13.5 How do I remediate the problem?

This problem is generally easy to avoid for new functions:

  • Don’t use default values that depend on variables defined inside the function.

  • Don’t use missing()4.

  • Don’t use unexported functions.

If you have a made a mistake in an older function you can remediate it by using a NULL default, as described in Chapter 14. If the problem is caused by an unexported function, you can also choose to document and export it.

`%||%` <- function(x, y) if (is.null(x)) y else x

f1_better <- function(x = NULL) {
  y <- trunc(Sys.time(), units = "weeks")
  x <- x %||% y
  
  x
}

f2_better <- function(x = NULL) {
  x <- x %||% 2
  
  x
}

This modification should not break existing code, because expands the function interface: all previous code will continue to work, and the function will also work if the argument is passed NULL input (which probably didn’t previously).

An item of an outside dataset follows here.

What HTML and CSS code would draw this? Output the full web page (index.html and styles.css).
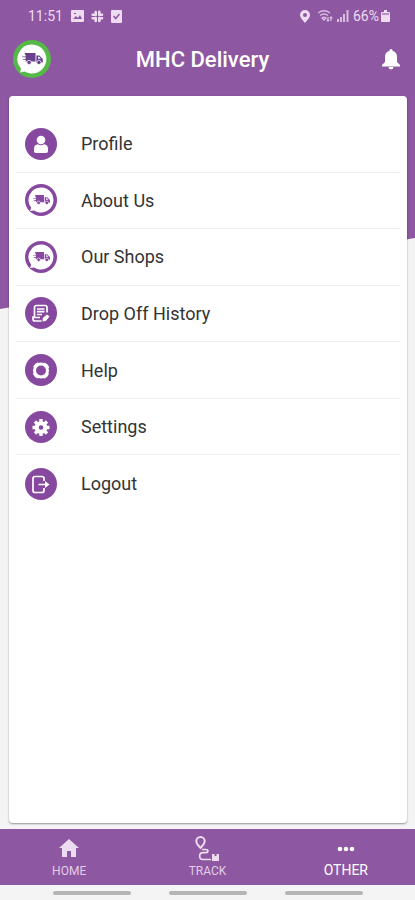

For functions like data.frame() where NULL is already a permissible value, you’ll need to use a sentinel object, as described in Section 14.4.3.

sentinel <- function() structure(list(), class = "sentinel")
is_sentinel <- function(x) inherits(x, "sentinel")

data.frame_better <- function(..., row.names = sentinel()) {
  if (is_sentinel(row.names)) {
    # old default behaviour
  }
}

  1. The only exceptions are described in Sections 10.3.1 and 10.3.2.